ConocoPhillips (NYSE:), meanwhile, served a blow to the bullishly minded among oil market observers, saying also this week it would cut as much as a quarter of its global workforce. The company said reductions will occur across functions and geographies, with further details to be shared directly with staff through internal briefings.

The job cuts are part of a reorganization drive aimed at making the company more efficient and its structure simpler. The move, however, was taken to mean Conoco was in trouble and doing the first thing oil companies do when they are in trouble: shedding jobs.

Reuters noted a job cut announcement of a similar scale made by Chevron in February this year. However, the suggestion that Chevron decided to slash a fifth of its workforce because of the oil price decline is a bit of a stretch. Chevron announced its job cuts plan early in the year when the price depression was just beginning. It also motivated it with the need to cut costs following its megadeal for the acquisition of Hess Corp.

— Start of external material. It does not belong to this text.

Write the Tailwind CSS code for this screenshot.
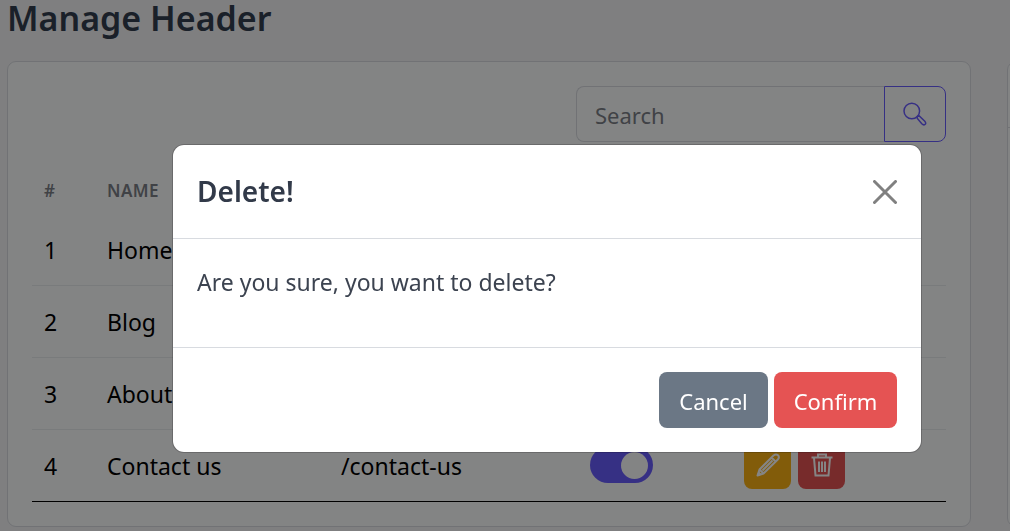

That said, the company itself noted the challenging environment it was operating in, with CEO Mike Wirth describing the final quarter of 2024 by saying, “I’m not going to call it the perfect storm, but it was a quarter where there were a lot of things that all went in one direction, and it was a negative direction.”

Along with jobs, oil companies are also cutting spending. According to Reuters, 22 public oil companies in the United States, including Conoco, Diamondback Energy, and Occidental, but not the supermajors, had cut a combined $2 billion in spending, as reported in their statements for the second quarter of the year.

“We’ve gone from ‘drill, baby, drill’ to ’wait, baby wait’ here in the Permian,” Latigo Petroleum chief executive Kirk Edwards told Reuters. Edwards separately told the Financial Times that the job cuts in the shale patch were “a flashing red warning light for the entire US oil and gas industry.”

The warning light is flashing mostly because of demand projections and predictions of an oil glut. At the Asia Pacific Petroleum Conference this week, a number of analysts said Brent crude was about to dip below $60 and stay there as early as this year and into 2026.

Wood Mackenzie even forecast that the international benchmark would remain at around $50 per barrel for several years due to weak demand—unless a geopolitical event disrupts supply. What these projections appear to ignore is that oil producers tend to respond to price drops by curbing production rates or revising growth plans, limiting available supply.

This in turn eventually starts affecting prices, pushing them higher—especially if demand turns out stronger than previously anticipated, which has happened a few times.

The oil industry is a cyclical one. Cycles have certainly become more erratic lately, with price movements increasingly divorced from the physical market, but they are still around. So oil companies are doing what they have always done during a downturn—hunker down, cut jobs, and wait the slump out.

Wood Mackenzie has predicted that global capital expenditure on oil and gas exploration is set for a decline of 4.3% this year, for a total of $341.9 billion. The FT cited the research firm as saying this would be the first reduction in global oil and gas exploration spending since 2020, which highlights how serious the situation potentially is in the industry.

Not only this, but Big Oil majors would be unable to stick to their current capital spending programs if Brent falls below $60, the FT wrote this week. More importantly for shareholders, they would not be able to stick to their dividend programs.

Interestingly, virtually no one in the analyst community sees a scenario where oil prices rise. Yet this year has served many examples of just how easy it is for prices to rebound—all it takes is the reversal of one assumption about the current state of the oil market, such as US shale growth. Said growth has already reversed, with the Lower 48 total for the final week of August at 13.4 million barrels daily, down from 13.6 million barrels daily last December. A bust may be prolonged, but it is always followed by a boom.